During the press conference, Burns and Lemonis said they expect the first electrified tow-behind travel trailers and motorhome to be ready “sometime in 2021.
“If it’s up to me, I’d have it tomorrow,” Lemonis said. “I’d hope that by summer, we’ll see some prototypes.”
Lordstown Motors will develop the battery technology and will work with Camping World and other RV manufacturers for tow-behind trailers first, then work up to what Lemonis called the first Class E motorhome in the United States.
”We’ve been looking at this space and understand our need to be responsible, not only in the environment, but as a leader in the RV industry to where trends are going,” Lemonis said.
The company is also investing $4 million to develop universal electric-vehicle charging stations at its 170 locations across the country, he added.
Burns said the first step is to provide an excellent service network for Endurance customers across the country, and Camping World provided a perfect fit.

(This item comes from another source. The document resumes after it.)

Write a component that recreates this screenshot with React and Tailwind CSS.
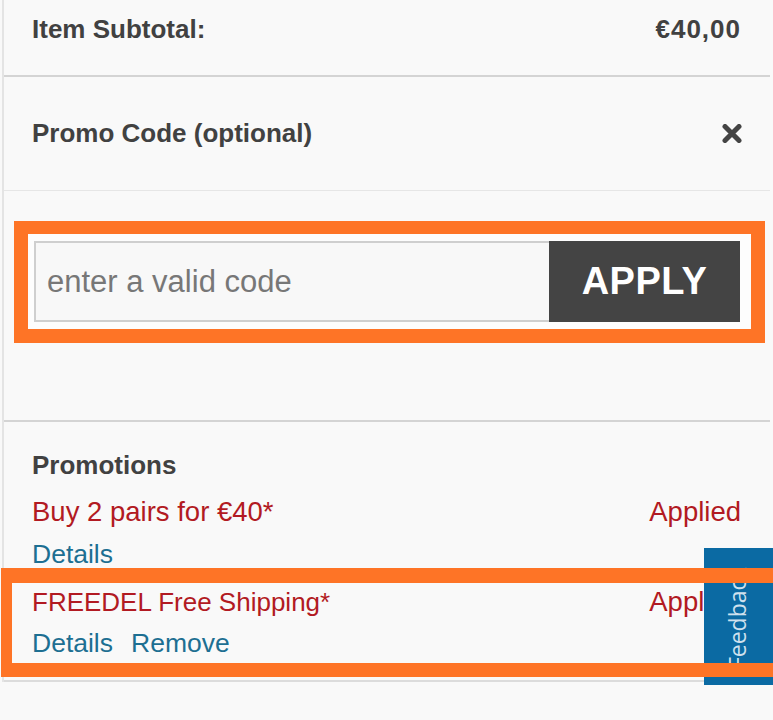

Lordstown Motors expects to employ about 1,500 workers at the plant by 2024. Production of the Endurance, billed as the first commercial all-electric pickup, is expected to begin in September as a fleet vehicle, and then evolve into the consumer market.
“The end goal is to employ more people here than GM did in its heyday,” Burns said.
Pictured: Lordstown Motors CEO Steve Burns and Camping World CEO Marcus Lemonis at the announcement Tuesday their companies would be partnering to provide service and charging for electric vehicles, including the Lordstown Motors Endurance and battery-powered RVs.